The DFS reported that the mine is capable of producing an average saleable production of 4.4m pounds of uranium per annum over 10 years of steady state production, or an average of 3.5 million pounds of uranium per year over a 14-year mine life.
The company said that this was “significantly higher” than the rate of production it assumed when the company bought the royalty in 2009, due to the increase in resource found in the past 12 months by Berkeley Energia.
First production of royalty income for the company is expected in 2018.
In December 2009, Anglo Pacific acquired a 1% net smelter return (NSR) royalty for production from Berkeley Energia's Spanish and Portuguese assets for A$4.1m. Anglo Pacific also holds 30.3m Berkeley Energia ordinary shares.
"We are encouraged by the timely release of this positive DFS," chief executive Julian Treger said.
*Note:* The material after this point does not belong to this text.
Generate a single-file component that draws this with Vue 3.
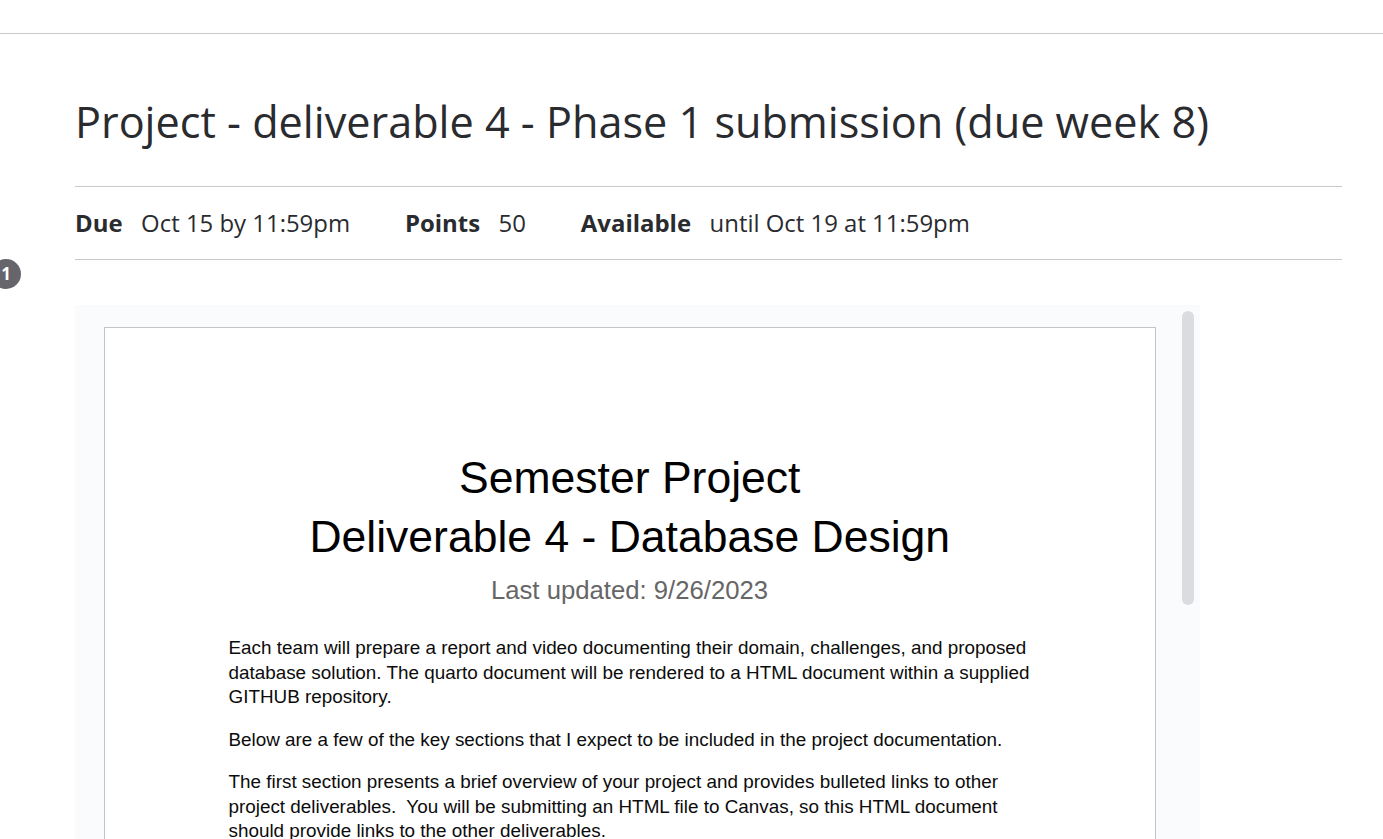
<template>
  <div class="page">
    <div class="topbar"></div>
    <main>
      <h1><span>Project - deliverable 4 - Phase 1 submission (due week 8)</span></h1>
      <ul class="details">
        <li><b>Due</b><span>Oct 15 by 11:59pm</span></li>
        <li><b>Points</b><span>50</span></li>
        <li><b>Available</b><span>until Oct 19 at 11:59pm</span></li>
      </ul>
      <section class="viewer">
        <article class="sheet">
          <h2><span>Semester Project</span><br /><span>Deliverable 4 - Database Design</span></h2>
          <div class="updated"><span>Last updated: 9/26/2023</span></div>
          <p v-for="(p, i) in paragraphs" :key="i">
            <span v-for="line in p" :key="line" class="line">{{ line }}</span>
          </p>
        </article>
        <div class="thumb"></div>
      </section>
    </main>
    <div class="badge">1</div>
  </div>
</template>

<script setup>
const paragraphs = [
  [
    'Each team will prepare a report and video documenting their domain, challenges, and proposed',
    'database solution. The quarto document will be rendered to a HTML document within a supplied',
    'GITHUB repository.',
  ],
  ['Below are a few of the key sections that I expect to be included in the project documentation.'],
  [
    'The first section presents a brief overview of your project and provides bulleted links to other',
    'project deliverables.  You will be submitting an HTML file to Canvas, so this HTML document',
    'should provide links to the other deliverables.',
  ],
]
</script>

<style>
html, body { margin: 0; overflow: hidden; background: #fff; }
</style>
<style scoped>
* { box-sizing: border-box; }
.page { position: relative; height: 839px; overflow: hidden; background: #fff; color: #2a2b2f; font-family: "Open Sans", "Noto Sans", sans-serif; }
.topbar { height: 34px; border-bottom: 1px solid #c7cacc; }
main { margin: 0 41px 0 75px; }
h1 { margin: 0; height: 152px; padding-top: 57px; font-size: 43.2px; line-height: 61px; font-weight: 400; white-space: nowrap; }
.details { list-style: none; margin: 0; padding: 0; height: 74px; border-top: 1px solid #c7cacc; border-bottom: 1px solid #c7cacc; display: flex; align-items: center; gap: 54.9px; font-size: 23.93px; line-height: 34px; white-space: nowrap; }
.details b { margin-right: 18.5px; font-weight: 700; }
.viewer { display: flex; margin-top: 45px; width: 1125px; height: 534px; padding: 22px 6px 0 29px; background: #f9fbfd; overflow: hidden; }
.sheet { width: 1052px; height: 600px; margin-right: 26px; padding: 120px 0 0 123.5px; flex: none; background: #fff; border: 1px solid #c4c4c4; font-family: "Liberation Sans", Arial, sans-serif; color: #000; }
h2 { margin: 0 124px 0 0; font-size: 44.5px; line-height: 59px; font-weight: 400; text-align: center; white-space: nowrap; }
.updated { margin-right: 124.5px; height: 48px; line-height: 49px; font-size: 25.7px; color: #666; text-align: center; }
p { margin: 0 0 18px; font-size: 18.86px; line-height: 24.5px; white-space: pre; color: #0c0c0c; }
.updated + p { margin-top: 22px; }
.line { display: block; }
.thumb { width: 12px; height: 294px; margin-top: -16px; border-radius: 6px; background: #dadce0; }
.badge { position: absolute; left: -9px; top: 259px; width: 30px; height: 30px; border-radius: 50%; background: #65656b; color: #fff; font-size: 17px; line-height: 30px; font-weight: 700; text-align: center; }
</style>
“Based on Berkeley's long-term contracted uranium price assumptions, the project should generate average gross annual sales revenue of approximately $180m. Anglo Pacific has a 1% NSR royalty based on the revenues received by Berkeley. We look forward to Berkeley's progress in bringing this exciting project into production."
The company said its aim is to develop a diverse international royalty company with a portfolio centred on base metals and bulk materials, which focus on accelerating income growth through acquiring royalties on projects that are cash flow generating or are expected to be within the next 24 months.
It also said its policy is to pay a substantial portion of these royalties to shareholders as dividends.
Shares in Anglo Pacific were up 4.41% to 88.75p at 1647 BST.